### Problem details
Retype each line exactly. Skip images.

### Given information
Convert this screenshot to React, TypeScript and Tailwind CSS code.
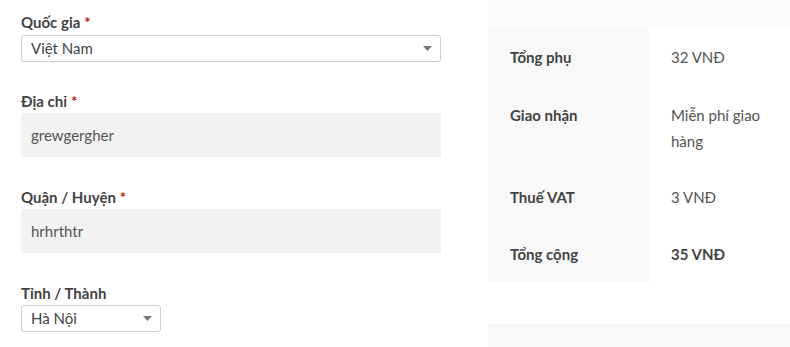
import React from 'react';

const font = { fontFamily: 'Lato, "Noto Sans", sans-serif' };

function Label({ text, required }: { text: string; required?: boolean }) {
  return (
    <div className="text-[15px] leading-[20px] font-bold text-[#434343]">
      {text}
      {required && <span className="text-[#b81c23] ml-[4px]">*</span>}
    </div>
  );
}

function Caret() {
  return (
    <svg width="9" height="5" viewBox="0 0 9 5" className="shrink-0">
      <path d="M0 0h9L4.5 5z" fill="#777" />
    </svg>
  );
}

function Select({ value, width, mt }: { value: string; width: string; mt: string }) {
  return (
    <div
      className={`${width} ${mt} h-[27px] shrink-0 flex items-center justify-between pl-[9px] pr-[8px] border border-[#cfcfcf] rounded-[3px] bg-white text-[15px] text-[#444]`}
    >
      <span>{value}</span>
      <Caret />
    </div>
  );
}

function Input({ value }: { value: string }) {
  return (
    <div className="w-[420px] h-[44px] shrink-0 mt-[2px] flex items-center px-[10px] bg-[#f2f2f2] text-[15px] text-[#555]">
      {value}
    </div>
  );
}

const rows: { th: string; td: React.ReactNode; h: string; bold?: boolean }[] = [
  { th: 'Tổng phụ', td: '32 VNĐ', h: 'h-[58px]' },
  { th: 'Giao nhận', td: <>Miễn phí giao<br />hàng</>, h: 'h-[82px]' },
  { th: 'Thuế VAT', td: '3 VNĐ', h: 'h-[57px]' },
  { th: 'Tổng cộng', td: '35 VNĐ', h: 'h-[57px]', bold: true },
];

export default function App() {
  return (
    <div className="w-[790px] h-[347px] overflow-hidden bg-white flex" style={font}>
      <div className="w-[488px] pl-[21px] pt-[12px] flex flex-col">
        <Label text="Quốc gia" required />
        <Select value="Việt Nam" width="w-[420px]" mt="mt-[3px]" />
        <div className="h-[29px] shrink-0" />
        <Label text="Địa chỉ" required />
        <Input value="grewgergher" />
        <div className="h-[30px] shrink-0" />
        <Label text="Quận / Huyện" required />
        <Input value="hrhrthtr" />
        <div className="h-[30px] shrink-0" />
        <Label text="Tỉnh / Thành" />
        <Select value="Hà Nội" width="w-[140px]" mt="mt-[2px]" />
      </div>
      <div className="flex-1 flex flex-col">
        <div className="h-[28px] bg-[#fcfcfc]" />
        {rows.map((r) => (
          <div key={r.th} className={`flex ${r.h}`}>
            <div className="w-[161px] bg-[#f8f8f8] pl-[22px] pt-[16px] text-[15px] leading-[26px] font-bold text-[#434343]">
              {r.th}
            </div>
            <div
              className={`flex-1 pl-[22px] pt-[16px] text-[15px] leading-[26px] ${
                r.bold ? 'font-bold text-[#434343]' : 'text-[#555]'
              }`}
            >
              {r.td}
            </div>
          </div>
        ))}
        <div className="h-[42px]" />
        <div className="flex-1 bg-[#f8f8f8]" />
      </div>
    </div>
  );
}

### Output for this task
Convert this screenshot to React, TypeScript and Tailwind CSS code.
import React from 'react';

const font = { fontFamily: 'Lato, "Noto Sans", sans-serif' };

function Label({ text, required }: { text: string; required?: boolean }) {
  return (
    <div className="text-[15px] leading-[20px] font-bold text-[#434343]">
      {text}
      {required && <span className="text-[#b81c23] ml-[4px]">*</span>}
    </div>
  );
}

function Caret() {
  return (
    <svg width="9" height="5" viewBox="0 0 9 5" className="shrink-0">
      <path d="M0 0h9L4.5 5z" fill="#777" />
    </svg>
  );
}

function Select({ value, width, mt }: { value: string; width: string; mt: string }) {
  return (
    <div
      className={`${width} ${mt} h-[27px] shrink-0 flex items-center justify-between pl-[9px] pr-[8px] border border-[#cfcfcf] rounded-[3px] bg-white text-[15px] text-[#444]`}
    >
      <span>{value}</span>
      <Caret />
    </div>
  );
}

function Input({ value }: { value: string }) {
  return (
    <div className="w-[420px] h-[44px] shrink-0 mt-[2px] flex items-center px-[10px] bg-[#f2f2f2] text-[15px] text-[#555]">
      {value}
    </div>
  );
}

const rows: { th: string; td: React.ReactNode; h: string; bold?: boolean }[] = [
  { th: 'Tổng phụ', td: '32 VNĐ', h: 'h-[58px]' },
  { th: 'Giao nhận', td: <>Miễn phí giao<br />hàng</>, h: 'h-[82px]' },
  { th: 'Thuế VAT', td: '3 VNĐ', h: 'h-[57px]' },
  { th: 'Tổng cộng', td: '35 VNĐ', h: 'h-[57px]', bold: true },
];

export default function App() {
  return (
    <div className="w-[790px] h-[347px] overflow-hidden bg-white flex" style={font}>
      <div className="w-[488px] pl-[21px] pt-[12px] flex flex-col">
        <Label text="Quốc gia" required />
        <Select value="Việt Nam" width="w-[420px]" mt="mt-[3px]" />
        <div className="h-[29px] shrink-0" />
        <Label text="Địa chỉ" required />
        <Input value="grewgergher" />
        <div className="h-[30px] shrink-0" />
        <Label text="Quận / Huyện" required />
        <Input value="hrhrthtr" />
        <div className="h-[30px] shrink-0" />
        <Label text="Tỉnh / Thành" />
        <Select value="Hà Nội" width="w-[140px]" mt="mt-[2px]" />
      </div>
      <div className="flex-1 flex flex-col">
        <div className="h-[28px] bg-[#fcfcfc]" />
        {rows.map((r) => (
          <div key={r.th} className={`flex ${r.h}`}>
            <div className="w-[161px] bg-[#f8f8f8] pl-[22px] pt-[16px] text-[15px] leading-[26px] font-bold text-[#434343]">
              {r.th}
            </div>
            <div
              className={`flex-1 pl-[22px] pt-[16px] text-[15px] leading-[26px] ${
                r.bold ? 'font-bold text-[#434343]' : 'text-[#555]'
              }`}
            >
              {r.td}
            </div>
          </div>
        ))}
        <div className="h-[42px]" />
        <div className="flex-1 bg-[#f8f8f8]" />
      </div>
    </div>
  );
}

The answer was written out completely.